Web page code records:
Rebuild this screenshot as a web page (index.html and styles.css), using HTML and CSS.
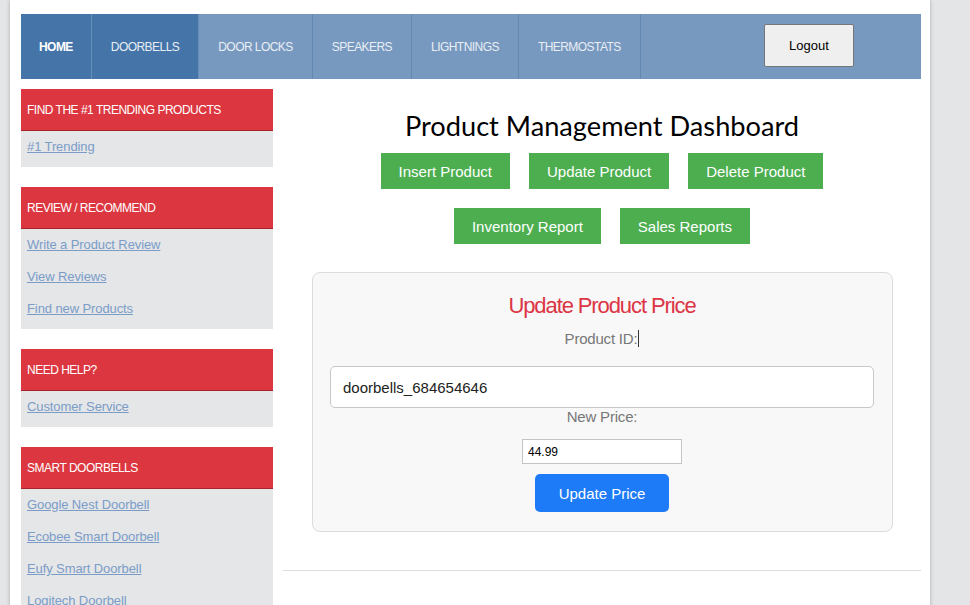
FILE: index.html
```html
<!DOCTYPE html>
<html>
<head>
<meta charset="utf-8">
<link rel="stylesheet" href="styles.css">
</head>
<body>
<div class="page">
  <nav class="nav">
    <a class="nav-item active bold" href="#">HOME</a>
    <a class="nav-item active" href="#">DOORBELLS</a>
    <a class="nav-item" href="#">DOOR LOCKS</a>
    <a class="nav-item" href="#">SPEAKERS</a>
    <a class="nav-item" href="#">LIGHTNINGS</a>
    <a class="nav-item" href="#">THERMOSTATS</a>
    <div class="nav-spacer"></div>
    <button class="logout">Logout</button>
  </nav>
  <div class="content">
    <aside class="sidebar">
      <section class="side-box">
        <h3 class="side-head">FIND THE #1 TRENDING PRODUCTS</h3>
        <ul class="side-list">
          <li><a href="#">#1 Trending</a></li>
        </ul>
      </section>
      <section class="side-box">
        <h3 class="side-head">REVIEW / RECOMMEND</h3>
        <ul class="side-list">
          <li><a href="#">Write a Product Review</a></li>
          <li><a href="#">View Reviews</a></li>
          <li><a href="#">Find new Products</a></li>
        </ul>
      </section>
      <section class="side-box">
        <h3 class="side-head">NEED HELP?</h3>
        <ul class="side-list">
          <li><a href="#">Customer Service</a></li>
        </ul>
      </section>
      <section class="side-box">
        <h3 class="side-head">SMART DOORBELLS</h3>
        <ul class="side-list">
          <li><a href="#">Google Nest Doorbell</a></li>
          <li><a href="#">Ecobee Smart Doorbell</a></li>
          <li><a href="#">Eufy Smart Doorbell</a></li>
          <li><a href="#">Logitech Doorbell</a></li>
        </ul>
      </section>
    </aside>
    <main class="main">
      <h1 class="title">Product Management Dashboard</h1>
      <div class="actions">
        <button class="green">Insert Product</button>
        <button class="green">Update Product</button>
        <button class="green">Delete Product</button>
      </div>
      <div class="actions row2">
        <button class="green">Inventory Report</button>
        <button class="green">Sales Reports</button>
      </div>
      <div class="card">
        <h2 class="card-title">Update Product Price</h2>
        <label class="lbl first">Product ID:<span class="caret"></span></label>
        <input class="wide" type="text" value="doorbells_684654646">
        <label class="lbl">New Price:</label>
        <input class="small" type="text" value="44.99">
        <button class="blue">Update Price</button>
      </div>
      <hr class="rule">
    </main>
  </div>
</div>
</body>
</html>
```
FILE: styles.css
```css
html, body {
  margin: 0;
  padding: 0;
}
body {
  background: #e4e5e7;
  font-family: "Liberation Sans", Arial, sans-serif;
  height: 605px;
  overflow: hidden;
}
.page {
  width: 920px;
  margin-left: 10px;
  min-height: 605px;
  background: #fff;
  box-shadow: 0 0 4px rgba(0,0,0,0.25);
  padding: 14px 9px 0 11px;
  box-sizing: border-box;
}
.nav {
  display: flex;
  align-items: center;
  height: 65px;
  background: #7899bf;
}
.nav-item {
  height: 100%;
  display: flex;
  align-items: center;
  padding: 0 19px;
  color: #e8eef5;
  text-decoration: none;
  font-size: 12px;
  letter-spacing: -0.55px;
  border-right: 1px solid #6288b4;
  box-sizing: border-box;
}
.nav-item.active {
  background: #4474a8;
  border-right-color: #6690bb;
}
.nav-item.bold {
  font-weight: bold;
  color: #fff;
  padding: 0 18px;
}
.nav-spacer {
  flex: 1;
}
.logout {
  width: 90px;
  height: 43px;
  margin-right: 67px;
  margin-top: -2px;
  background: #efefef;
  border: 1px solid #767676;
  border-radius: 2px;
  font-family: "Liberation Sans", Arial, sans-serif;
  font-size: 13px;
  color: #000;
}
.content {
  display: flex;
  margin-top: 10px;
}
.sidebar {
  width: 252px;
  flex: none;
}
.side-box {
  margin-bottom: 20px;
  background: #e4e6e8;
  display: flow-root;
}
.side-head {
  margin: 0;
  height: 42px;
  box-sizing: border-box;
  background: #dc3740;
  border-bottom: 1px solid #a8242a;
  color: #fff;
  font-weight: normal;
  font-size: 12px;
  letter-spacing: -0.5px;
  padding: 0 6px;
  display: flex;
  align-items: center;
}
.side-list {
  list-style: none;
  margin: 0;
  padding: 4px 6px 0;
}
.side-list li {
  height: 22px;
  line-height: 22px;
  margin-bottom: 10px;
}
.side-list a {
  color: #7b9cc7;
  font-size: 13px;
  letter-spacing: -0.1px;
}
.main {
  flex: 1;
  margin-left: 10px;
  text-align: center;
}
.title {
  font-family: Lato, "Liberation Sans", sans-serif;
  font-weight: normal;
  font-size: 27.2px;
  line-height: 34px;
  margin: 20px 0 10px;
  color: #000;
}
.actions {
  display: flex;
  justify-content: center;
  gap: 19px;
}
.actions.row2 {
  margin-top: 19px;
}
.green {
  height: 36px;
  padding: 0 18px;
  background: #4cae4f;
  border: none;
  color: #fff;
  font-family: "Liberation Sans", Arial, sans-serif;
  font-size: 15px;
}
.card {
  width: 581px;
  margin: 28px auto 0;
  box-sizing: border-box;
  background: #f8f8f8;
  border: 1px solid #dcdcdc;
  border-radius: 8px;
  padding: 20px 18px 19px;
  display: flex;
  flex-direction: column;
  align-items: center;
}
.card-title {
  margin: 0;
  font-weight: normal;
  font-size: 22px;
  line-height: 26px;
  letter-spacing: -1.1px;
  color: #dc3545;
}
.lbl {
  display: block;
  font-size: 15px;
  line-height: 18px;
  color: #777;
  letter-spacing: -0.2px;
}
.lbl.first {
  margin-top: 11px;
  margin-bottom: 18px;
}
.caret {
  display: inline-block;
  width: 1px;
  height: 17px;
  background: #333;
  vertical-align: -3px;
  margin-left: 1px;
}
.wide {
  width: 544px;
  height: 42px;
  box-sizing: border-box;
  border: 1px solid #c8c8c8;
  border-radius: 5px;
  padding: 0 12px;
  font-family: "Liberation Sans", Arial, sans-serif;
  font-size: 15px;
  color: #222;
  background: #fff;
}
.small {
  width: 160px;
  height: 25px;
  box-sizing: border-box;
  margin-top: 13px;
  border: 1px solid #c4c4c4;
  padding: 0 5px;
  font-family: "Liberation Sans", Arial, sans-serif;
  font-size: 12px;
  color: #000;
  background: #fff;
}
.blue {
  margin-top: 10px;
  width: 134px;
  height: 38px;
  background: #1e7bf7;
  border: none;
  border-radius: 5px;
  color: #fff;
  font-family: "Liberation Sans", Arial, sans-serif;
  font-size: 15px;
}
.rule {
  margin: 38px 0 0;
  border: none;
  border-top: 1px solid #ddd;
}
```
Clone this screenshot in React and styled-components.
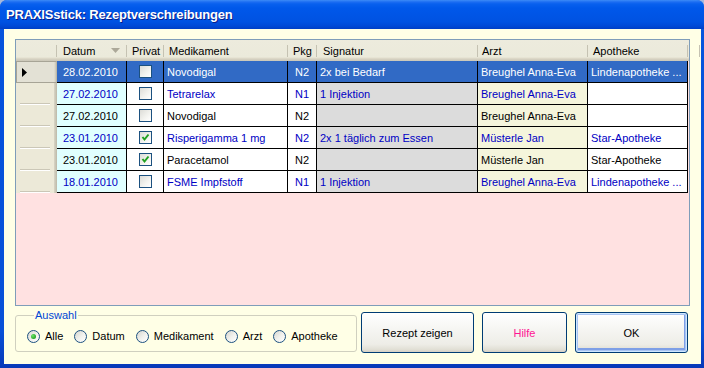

◆ Exercise prompt: Pictures excluded, quote all the data above exactly.

◆ Expected answer:
Rebuild this screenshot as a web page (index.html and styles.css), using HTML and CSS.
FILE: index.html
```html
<!DOCTYPE html>
<html>
<head>
<meta charset="utf-8">
<link rel="stylesheet" href="styles.css">
</head>
<body>
<div class="page">
  <nav class="nav">
    <a class="nav-item active bold" href="#">HOME</a>
    <a class="nav-item active" href="#">DOORBELLS</a>
    <a class="nav-item" href="#">DOOR LOCKS</a>
    <a class="nav-item" href="#">SPEAKERS</a>
    <a class="nav-item" href="#">LIGHTNINGS</a>
    <a class="nav-item" href="#">THERMOSTATS</a>
    <div class="nav-spacer"></div>
    <button class="logout">Logout</button>
  </nav>
  <div class="content">
    <aside class="sidebar">
      <section class="side-box">
        <h3 class="side-head">FIND THE #1 TRENDING PRODUCTS</h3>
        <ul class="side-list">
          <li><a href="#">#1 Trending</a></li>
        </ul>
      </section>
      <section class="side-box">
        <h3 class="side-head">REVIEW / RECOMMEND</h3>
        <ul class="side-list">
          <li><a href="#">Write a Product Review</a></li>
          <li><a href="#">View Reviews</a></li>
          <li><a href="#">Find new Products</a></li>
        </ul>
      </section>
      <section class="side-box">
        <h3 class="side-head">NEED HELP?</h3>
        <ul class="side-list">
          <li><a href="#">Customer Service</a></li>
        </ul>
      </section>
      <section class="side-box">
        <h3 class="side-head">SMART DOORBELLS</h3>
        <ul class="side-list">
          <li><a href="#">Google Nest Doorbell</a></li>
          <li><a href="#">Ecobee Smart Doorbell</a></li>
          <li><a href="#">Eufy Smart Doorbell</a></li>
          <li><a href="#">Logitech Doorbell</a></li>
        </ul>
      </section>
    </aside>
    <main class="main">
      <h1 class="title">Product Management Dashboard</h1>
      <div class="actions">
        <button class="green">Insert Product</button>
        <button class="green">Update Product</button>
        <button class="green">Delete Product</button>
      </div>
      <div class="actions row2">
        <button class="green">Inventory Report</button>
        <button class="green">Sales Reports</button>
      </div>
      <div class="card">
        <h2 class="card-title">Update Product Price</h2>
        <label class="lbl first">Product ID:<span class="caret"></span></label>
        <input class="wide" type="text" value="doorbells_684654646">
        <label class="lbl">New Price:</label>
        <input class="small" type="text" value="44.99">
        <button class="blue">Update Price</button>
      </div>
      <hr class="rule">
    </main>
  </div>
</div>
</body>
</html>
```
FILE: styles.css
```css
html, body {
  margin: 0;
  padding: 0;
}
body {
  background: #e4e5e7;
  font-family: "Liberation Sans", Arial, sans-serif;
  height: 605px;
  overflow: hidden;
}
.page {
  width: 920px;
  margin-left: 10px;
  min-height: 605px;
  background: #fff;
  box-shadow: 0 0 4px rgba(0,0,0,0.25);
  padding: 14px 9px 0 11px;
  box-sizing: border-box;
}
.nav {
  display: flex;
  align-items: center;
  height: 65px;
  background: #7899bf;
}
.nav-item {
  height: 100%;
  display: flex;
  align-items: center;
  padding: 0 19px;
  color: #e8eef5;
  text-decoration: none;
  font-size: 12px;
  letter-spacing: -0.55px;
  border-right: 1px solid #6288b4;
  box-sizing: border-box;
}
.nav-item.active {
  background: #4474a8;
  border-right-color: #6690bb;
}
.nav-item.bold {
  font-weight: bold;
  color: #fff;
  padding: 0 18px;
}
.nav-spacer {
  flex: 1;
}
.logout {
  width: 90px;
  height: 43px;
  margin-right: 67px;
  margin-top: -2px;
  background: #efefef;
  border: 1px solid #767676;
  border-radius: 2px;
  font-family: "Liberation Sans", Arial, sans-serif;
  font-size: 13px;
  color: #000;
}
.content {
  display: flex;
  margin-top: 10px;
}
.sidebar {
  width: 252px;
  flex: none;
}
.side-box {
  margin-bottom: 20px;
  background: #e4e6e8;
  display: flow-root;
}
.side-head {
  margin: 0;
  height: 42px;
  box-sizing: border-box;
  background: #dc3740;
  border-bottom: 1px solid #a8242a;
  color: #fff;
  font-weight: normal;
  font-size: 12px;
  letter-spacing: -0.5px;
  padding: 0 6px;
  display: flex;
  align-items: center;
}
.side-list {
  list-style: none;
  margin: 0;
  padding: 4px 6px 0;
}
.side-list li {
  height: 22px;
  line-height: 22px;
  margin-bottom: 10px;
}
.side-list a {
  color: #7b9cc7;
  font-size: 13px;
  letter-spacing: -0.1px;
}
.main {
  flex: 1;
  margin-left: 10px;
  text-align: center;
}
.title {
  font-family: Lato, "Liberation Sans", sans-serif;
  font-weight: normal;
  font-size: 27.2px;
  line-height: 34px;
  margin: 20px 0 10px;
  color: #000;
}
.actions {
  display: flex;
  justify-content: center;
  gap: 19px;
}
.actions.row2 {
  margin-top: 19px;
}
.green {
  height: 36px;
  padding: 0 18px;
  background: #4cae4f;
  border: none;
  color: #fff;
  font-family: "Liberation Sans", Arial, sans-serif;
  font-size: 15px;
}
.card {
  width: 581px;
  margin: 28px auto 0;
  box-sizing: border-box;
  background: #f8f8f8;
  border: 1px solid #dcdcdc;
  border-radius: 8px;
  padding: 20px 18px 19px;
  display: flex;
  flex-direction: column;
  align-items: center;
}
.card-title {
  margin: 0;
  font-weight: normal;
  font-size: 22px;
  line-height: 26px;
  letter-spacing: -1.1px;
  color: #dc3545;
}
.lbl {
  display: block;
  font-size: 15px;
  line-height: 18px;
  color: #777;
  letter-spacing: -0.2px;
}
.lbl.first {
  margin-top: 11px;
  margin-bottom: 18px;
}
.caret {
  display: inline-block;
  width: 1px;
  height: 17px;
  background: #333;
  vertical-align: -3px;
  margin-left: 1px;
}
.wide {
  width: 544px;
  height: 42px;
  box-sizing: border-box;
  border: 1px solid #c8c8c8;
  border-radius: 5px;
  padding: 0 12px;
  font-family: "Liberation Sans", Arial, sans-serif;
  font-size: 15px;
  color: #222;
  background: #fff;
}
.small {
  width: 160px;
  height: 25px;
  box-sizing: border-box;
  margin-top: 13px;
  border: 1px solid #c4c4c4;
  padding: 0 5px;
  font-family: "Liberation Sans", Arial, sans-serif;
  font-size: 12px;
  color: #000;
  background: #fff;
}
.blue {
  margin-top: 10px;
  width: 134px;
  height: 38px;
  background: #1e7bf7;
  border: none;
  border-radius: 5px;
  color: #fff;
  font-family: "Liberation Sans", Arial, sans-serif;
  font-size: 15px;
}
.rule {
  margin: 38px 0 0;
  border: none;
  border-top: 1px solid #ddd;
}
```
Clone this screenshot in React and styled-components.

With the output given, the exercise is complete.